> [Your task] Out of all the lines below, count those with the word "this". Give the number only.
··· Given records
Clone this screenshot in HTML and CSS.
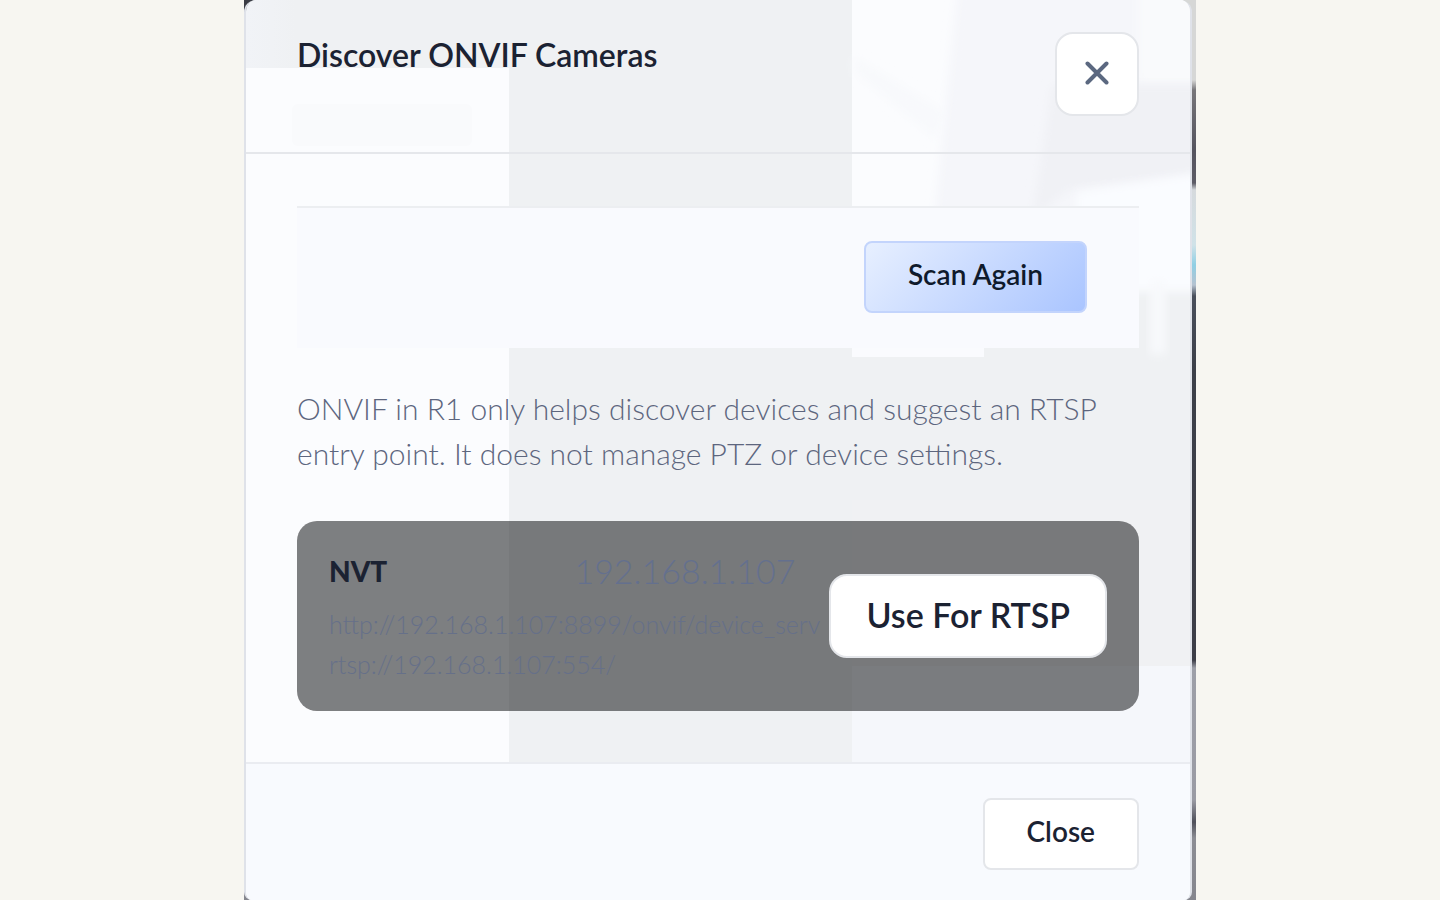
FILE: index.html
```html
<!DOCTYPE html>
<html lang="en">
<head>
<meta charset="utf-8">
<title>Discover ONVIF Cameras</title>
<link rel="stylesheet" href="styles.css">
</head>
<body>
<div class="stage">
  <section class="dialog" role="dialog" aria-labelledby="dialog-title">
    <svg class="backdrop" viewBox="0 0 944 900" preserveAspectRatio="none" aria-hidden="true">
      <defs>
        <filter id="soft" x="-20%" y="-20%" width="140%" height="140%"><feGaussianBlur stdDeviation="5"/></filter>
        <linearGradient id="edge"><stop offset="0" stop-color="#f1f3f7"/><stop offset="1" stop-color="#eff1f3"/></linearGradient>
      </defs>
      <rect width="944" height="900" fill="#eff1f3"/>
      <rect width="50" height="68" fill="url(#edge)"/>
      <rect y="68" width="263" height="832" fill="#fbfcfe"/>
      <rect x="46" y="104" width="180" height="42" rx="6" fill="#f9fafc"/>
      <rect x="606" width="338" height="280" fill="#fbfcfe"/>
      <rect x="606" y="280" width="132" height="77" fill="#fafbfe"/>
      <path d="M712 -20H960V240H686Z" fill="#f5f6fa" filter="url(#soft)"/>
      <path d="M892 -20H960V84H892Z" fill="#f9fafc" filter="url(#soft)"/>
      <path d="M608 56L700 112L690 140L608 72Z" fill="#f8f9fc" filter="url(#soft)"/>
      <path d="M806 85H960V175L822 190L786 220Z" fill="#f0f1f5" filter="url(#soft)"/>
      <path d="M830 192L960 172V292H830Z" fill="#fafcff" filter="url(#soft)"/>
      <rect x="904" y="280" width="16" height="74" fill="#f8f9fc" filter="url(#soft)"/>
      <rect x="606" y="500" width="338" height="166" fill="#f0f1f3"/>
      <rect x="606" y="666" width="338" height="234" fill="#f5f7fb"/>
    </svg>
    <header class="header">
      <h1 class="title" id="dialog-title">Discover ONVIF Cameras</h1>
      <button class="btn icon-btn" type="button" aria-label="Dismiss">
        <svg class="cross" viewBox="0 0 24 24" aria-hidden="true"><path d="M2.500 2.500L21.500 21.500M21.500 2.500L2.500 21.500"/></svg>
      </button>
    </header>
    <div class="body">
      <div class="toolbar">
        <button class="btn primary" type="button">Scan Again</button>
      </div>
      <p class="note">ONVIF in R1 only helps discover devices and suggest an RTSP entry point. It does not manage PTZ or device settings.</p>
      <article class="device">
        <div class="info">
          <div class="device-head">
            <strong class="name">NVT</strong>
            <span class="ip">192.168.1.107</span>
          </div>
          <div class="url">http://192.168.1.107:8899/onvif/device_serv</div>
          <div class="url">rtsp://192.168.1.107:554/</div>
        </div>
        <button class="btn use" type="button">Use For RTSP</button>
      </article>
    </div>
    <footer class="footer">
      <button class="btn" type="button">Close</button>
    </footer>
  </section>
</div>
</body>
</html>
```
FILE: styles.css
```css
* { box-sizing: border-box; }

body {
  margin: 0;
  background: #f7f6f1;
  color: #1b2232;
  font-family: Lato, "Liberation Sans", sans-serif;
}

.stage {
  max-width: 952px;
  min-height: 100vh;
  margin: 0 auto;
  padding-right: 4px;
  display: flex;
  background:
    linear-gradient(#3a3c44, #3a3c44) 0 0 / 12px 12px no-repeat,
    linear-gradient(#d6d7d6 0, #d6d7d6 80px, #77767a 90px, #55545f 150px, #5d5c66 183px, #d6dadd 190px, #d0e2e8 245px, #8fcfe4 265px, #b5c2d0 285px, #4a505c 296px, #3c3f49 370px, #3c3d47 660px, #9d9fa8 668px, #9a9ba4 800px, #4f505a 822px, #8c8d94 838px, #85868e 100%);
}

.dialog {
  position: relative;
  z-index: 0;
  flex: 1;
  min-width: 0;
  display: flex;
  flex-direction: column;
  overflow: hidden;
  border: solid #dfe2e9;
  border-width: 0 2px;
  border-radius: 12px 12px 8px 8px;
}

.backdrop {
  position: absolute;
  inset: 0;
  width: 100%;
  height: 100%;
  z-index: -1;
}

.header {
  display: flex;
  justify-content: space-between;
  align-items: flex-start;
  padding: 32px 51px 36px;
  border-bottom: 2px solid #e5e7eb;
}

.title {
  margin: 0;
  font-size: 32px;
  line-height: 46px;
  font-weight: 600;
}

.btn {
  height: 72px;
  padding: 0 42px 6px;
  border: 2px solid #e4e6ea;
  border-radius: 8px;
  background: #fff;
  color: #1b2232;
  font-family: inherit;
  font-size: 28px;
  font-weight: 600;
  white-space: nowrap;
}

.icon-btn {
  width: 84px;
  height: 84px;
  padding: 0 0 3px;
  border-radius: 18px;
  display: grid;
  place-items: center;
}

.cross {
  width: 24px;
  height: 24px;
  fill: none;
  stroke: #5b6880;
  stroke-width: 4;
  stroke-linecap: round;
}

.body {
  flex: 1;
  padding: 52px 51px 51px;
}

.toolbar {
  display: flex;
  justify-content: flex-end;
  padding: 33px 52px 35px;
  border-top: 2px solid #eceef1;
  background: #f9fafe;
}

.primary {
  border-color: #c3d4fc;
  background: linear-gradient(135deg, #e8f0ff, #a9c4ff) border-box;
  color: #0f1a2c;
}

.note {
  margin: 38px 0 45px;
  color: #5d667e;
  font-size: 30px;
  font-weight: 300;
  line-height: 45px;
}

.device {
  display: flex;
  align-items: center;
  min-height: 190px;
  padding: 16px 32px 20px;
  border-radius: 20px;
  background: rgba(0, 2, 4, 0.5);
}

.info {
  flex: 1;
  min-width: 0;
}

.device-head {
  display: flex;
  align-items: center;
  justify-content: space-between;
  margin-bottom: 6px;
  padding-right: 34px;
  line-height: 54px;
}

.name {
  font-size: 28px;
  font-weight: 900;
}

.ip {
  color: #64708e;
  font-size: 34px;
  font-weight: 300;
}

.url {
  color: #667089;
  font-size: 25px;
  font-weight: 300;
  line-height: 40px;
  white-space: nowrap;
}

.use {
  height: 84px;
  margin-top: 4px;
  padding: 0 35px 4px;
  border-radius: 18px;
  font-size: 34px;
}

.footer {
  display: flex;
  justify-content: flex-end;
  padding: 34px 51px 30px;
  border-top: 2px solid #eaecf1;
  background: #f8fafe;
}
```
······
··· Given records
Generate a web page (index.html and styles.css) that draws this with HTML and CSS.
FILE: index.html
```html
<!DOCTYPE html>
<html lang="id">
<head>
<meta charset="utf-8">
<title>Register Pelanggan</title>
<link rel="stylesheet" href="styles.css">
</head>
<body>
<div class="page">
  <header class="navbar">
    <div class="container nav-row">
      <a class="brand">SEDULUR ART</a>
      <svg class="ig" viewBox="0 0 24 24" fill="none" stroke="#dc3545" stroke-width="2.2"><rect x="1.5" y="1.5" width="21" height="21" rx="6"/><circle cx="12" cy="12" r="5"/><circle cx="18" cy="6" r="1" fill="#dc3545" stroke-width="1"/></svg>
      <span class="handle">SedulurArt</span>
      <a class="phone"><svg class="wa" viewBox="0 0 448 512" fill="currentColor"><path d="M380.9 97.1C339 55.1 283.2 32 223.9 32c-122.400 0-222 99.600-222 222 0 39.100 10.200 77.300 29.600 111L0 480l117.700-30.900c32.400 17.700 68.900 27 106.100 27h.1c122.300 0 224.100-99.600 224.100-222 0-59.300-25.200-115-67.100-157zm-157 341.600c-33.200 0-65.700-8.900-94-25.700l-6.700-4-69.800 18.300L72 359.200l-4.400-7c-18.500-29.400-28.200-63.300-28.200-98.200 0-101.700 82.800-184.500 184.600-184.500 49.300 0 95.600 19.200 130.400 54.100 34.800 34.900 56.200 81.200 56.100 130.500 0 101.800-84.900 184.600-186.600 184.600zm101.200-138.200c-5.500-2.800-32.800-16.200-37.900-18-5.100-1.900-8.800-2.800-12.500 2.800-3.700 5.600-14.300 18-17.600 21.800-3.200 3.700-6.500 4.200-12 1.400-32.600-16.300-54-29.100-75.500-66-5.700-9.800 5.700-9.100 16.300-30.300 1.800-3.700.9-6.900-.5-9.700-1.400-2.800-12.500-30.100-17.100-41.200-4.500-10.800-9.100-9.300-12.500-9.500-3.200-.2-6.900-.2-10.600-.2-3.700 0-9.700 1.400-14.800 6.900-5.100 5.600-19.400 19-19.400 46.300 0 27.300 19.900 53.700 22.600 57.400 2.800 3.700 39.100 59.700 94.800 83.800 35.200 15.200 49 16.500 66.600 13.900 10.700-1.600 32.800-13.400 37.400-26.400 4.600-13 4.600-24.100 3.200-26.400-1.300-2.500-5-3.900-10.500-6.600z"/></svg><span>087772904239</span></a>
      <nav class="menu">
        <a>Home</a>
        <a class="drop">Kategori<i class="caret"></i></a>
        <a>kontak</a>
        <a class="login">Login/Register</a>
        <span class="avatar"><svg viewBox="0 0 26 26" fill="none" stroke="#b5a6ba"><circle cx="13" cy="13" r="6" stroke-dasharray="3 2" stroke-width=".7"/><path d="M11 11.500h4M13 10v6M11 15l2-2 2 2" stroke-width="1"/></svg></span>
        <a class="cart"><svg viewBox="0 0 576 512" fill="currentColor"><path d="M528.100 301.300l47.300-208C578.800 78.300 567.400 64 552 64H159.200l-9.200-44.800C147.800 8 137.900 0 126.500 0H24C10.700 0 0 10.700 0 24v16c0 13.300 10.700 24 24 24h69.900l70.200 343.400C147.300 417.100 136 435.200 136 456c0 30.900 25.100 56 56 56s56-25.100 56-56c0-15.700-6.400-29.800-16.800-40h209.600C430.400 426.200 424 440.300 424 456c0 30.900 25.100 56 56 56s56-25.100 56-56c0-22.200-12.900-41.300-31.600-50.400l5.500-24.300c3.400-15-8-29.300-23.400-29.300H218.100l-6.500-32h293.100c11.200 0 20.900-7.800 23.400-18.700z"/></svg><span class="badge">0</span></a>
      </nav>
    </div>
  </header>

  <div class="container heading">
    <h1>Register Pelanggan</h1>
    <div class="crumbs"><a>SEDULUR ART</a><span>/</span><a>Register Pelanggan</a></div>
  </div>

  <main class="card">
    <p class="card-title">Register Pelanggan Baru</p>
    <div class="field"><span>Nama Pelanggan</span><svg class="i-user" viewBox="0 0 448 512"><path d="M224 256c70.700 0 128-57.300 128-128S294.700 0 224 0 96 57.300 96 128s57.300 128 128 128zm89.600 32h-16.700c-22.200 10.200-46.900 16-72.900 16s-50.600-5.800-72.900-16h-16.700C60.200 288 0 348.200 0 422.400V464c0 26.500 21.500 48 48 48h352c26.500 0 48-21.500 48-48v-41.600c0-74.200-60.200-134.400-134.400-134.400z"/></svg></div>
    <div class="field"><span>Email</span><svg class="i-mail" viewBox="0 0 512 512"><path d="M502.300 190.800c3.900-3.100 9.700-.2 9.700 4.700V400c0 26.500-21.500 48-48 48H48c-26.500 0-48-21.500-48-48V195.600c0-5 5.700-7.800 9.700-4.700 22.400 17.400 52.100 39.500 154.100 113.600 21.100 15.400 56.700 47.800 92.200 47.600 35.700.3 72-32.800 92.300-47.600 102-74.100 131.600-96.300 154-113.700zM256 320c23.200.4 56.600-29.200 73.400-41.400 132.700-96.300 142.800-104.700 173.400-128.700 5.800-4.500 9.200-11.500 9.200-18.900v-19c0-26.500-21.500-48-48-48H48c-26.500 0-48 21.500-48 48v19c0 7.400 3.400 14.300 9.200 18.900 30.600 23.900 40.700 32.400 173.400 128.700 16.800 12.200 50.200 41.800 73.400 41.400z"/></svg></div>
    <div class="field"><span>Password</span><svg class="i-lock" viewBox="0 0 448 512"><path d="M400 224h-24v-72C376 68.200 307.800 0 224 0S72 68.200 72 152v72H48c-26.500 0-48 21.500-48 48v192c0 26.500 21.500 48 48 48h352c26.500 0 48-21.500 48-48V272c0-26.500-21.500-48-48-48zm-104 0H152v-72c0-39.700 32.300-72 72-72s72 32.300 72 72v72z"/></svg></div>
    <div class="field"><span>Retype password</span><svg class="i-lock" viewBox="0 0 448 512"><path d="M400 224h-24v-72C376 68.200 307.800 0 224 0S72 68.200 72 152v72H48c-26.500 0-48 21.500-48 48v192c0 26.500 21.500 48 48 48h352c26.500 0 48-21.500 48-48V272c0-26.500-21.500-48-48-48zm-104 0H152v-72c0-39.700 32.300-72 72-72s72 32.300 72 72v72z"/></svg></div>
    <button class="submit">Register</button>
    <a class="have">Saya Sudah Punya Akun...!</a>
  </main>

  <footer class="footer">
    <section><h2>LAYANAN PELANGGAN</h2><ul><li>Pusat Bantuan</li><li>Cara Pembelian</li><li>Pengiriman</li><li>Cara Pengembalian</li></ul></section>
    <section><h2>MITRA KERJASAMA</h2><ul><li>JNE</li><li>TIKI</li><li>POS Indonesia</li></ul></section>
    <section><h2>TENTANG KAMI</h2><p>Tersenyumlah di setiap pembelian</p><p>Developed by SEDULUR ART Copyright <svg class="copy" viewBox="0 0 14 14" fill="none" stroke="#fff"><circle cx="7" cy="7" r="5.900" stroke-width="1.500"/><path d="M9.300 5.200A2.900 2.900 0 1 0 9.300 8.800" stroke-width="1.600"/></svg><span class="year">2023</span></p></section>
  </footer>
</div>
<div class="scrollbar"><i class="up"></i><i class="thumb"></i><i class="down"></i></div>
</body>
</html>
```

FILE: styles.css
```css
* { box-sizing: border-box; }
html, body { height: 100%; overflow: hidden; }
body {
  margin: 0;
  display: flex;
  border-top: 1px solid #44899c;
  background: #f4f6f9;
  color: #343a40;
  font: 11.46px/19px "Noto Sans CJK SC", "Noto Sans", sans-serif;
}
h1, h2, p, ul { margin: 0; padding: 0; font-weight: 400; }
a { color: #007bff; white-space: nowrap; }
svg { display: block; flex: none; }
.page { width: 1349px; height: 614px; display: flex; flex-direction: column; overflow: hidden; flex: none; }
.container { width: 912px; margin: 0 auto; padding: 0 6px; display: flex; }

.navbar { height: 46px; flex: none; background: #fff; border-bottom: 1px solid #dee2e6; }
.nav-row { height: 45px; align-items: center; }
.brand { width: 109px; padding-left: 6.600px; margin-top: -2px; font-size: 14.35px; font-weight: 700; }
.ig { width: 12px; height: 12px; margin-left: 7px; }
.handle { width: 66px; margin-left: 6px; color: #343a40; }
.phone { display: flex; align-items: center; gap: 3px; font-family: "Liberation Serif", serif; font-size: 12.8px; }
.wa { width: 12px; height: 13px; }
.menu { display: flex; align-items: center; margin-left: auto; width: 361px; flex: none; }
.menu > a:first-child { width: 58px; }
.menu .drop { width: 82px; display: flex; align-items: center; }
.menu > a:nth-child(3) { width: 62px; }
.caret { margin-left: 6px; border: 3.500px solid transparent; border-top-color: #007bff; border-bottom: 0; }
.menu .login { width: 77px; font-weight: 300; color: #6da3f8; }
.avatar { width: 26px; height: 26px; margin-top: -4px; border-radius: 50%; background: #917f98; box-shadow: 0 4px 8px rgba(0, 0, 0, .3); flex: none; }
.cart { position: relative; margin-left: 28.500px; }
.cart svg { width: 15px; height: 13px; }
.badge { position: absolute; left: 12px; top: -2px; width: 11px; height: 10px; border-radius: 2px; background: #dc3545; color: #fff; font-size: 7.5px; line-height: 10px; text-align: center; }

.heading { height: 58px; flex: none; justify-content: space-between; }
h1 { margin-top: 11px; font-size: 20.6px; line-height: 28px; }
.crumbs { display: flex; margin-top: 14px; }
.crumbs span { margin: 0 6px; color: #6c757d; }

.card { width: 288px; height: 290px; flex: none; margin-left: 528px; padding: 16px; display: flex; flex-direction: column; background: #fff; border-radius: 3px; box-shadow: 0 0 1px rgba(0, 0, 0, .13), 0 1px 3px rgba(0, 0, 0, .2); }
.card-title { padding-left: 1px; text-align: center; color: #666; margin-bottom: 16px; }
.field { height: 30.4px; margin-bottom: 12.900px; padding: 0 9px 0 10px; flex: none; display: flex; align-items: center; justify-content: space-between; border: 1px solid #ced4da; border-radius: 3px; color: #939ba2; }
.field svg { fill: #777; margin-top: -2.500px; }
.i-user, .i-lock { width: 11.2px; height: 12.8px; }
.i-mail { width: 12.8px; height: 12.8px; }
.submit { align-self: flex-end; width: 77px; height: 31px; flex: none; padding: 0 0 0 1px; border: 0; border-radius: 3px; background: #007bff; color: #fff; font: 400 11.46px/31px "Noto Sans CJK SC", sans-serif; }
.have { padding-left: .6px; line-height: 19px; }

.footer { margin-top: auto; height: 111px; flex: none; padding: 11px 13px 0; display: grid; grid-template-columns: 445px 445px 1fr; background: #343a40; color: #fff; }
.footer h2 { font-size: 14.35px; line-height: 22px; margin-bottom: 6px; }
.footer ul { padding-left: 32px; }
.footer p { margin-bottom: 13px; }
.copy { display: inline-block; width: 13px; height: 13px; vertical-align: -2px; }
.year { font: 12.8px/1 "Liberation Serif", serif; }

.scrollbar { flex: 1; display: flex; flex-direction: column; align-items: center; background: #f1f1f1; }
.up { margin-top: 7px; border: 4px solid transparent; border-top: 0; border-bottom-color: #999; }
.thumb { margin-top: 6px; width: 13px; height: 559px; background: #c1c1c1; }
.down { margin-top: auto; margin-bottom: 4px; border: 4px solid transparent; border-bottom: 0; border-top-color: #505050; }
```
······
> [Full solution] 2